Two 5's, two 4's, and a 2. Suddenly the only thing I could do was leap in joy, it had been worth it! The endless nights of work, the studying for tests, the projects, all of it had paid off! That moment was exhilarating, any feeling of anticipation and dread that remained had gone away. At that moment, none of the troubles that I had to deal with everyday  mattered. It was a moment in life that I cherished, I knew that there would be many nights where I would reminisce this exact moment, and how it may have potentially changed the entire course of where my life would be headed. Suddenly, I felt like  a hero that could accomplish anything in life, be whatever I wanted to be, do whatever I wanted to do, and as long as I put in the effort towards it, I would get there. This moment liberated a rush of adrealin within me, and as a result, I felt as if I were Superman.

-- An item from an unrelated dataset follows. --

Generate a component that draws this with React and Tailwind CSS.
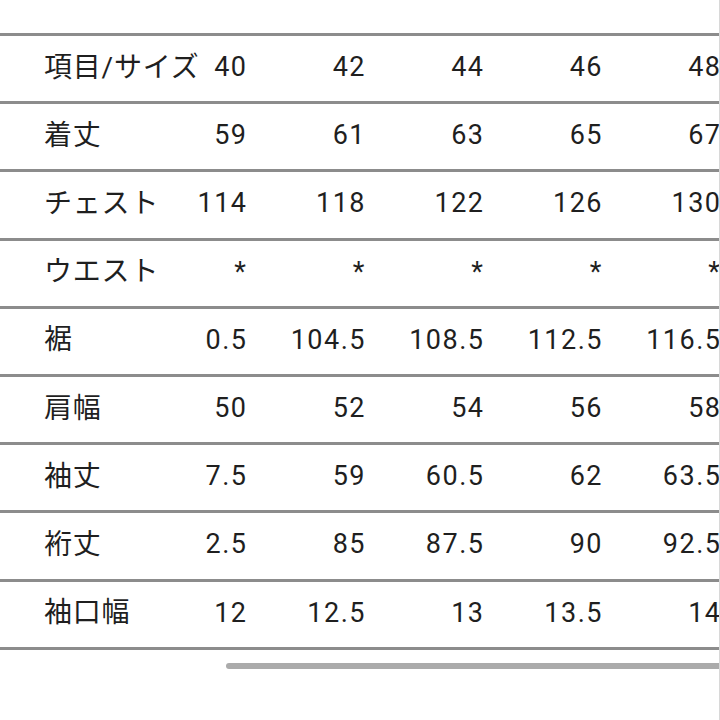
const ROWS = [
  ['項目/サイズ', '40', '42', '44', '46', '48'],
  ['着丈', '59', '61', '63', '65', '67'],
  ['チェスト', '114', '118', '122', '126', '130'],
  ['ウエスト', '*', '*', '*', '*', '*'],
  ['裾', '0.5', '104.5', '108.5', '112.5', '116.5'],
  ['肩幅', '50', '52', '54', '56', '58'],
  ['袖丈', '7.5', '59', '60.5', '62', '63.5'],
  ['裄丈', '2.5', '85', '87.5', '90', '92.5'],
  ['袖口幅', '12', '12.5', '13', '13.5', '14'],
]

export default function App() {
  return (
    <div
      className="relative h-[720px] w-[720px] overflow-hidden bg-white text-[#1f1f1f]"
      style={{ fontFamily: 'Roboto, "Noto Sans CJK JP", sans-serif' }}
    >
      <div className="pt-[33px]">
        <div className="h-[3px] w-[730px] bg-[#8c8c8c]" />
        {ROWS.map((row) => (
          <div
            key={row[0]}
            className="flex h-[68.2px] w-[730px] items-center border-b-[3px] border-[#8c8c8c] pb-[2px] text-[27px] leading-none"
          >
            <div className="w-[127.5px] shrink-0 whitespace-nowrap pl-[44px] text-[28px] tracking-[0.8px]">
              {row[0]}
            </div>
            {row.slice(1).map((v, i) => (
              <div key={i} className="w-[118.5px] shrink-0 whitespace-nowrap text-right">
                <span className="mr-[-1.5px] tracking-[1.5px]">{v}</span>
              </div>
            ))}
          </div>
        ))}
      </div>
      <div className="ml-[226px] mt-[13px] h-[6px] w-[500px] rounded-full bg-[#ababab]" />
      <div className="absolute right-0 top-0 h-full w-px bg-[#d8d8d8]" />
    </div>
  )
}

So after the emotional arousal, I called up my sister and I told her the good news, and then my other sister, then my mom, then a few of my friends, then a few of my other friends.  It became harder to hold it all in, so I was walking around my house, thinking of what was and could be. After settling down for a while, I realized that my dad was coming back home from India tommorrow! Yes, this too would be another moment of happiness. My dad had gone to India for more than a month, and I was tired of being the one who had to deal with my mom and her mood swings. I realized the big role that he played in our family every day of our lives. For this reason, our whole family missed him when he wasn't around. Besides, he too must know about the AP scores! It seemed as if everything in my life was turning around at the perfect time.

I felt then that nothing in the world could stop me, nothing at all.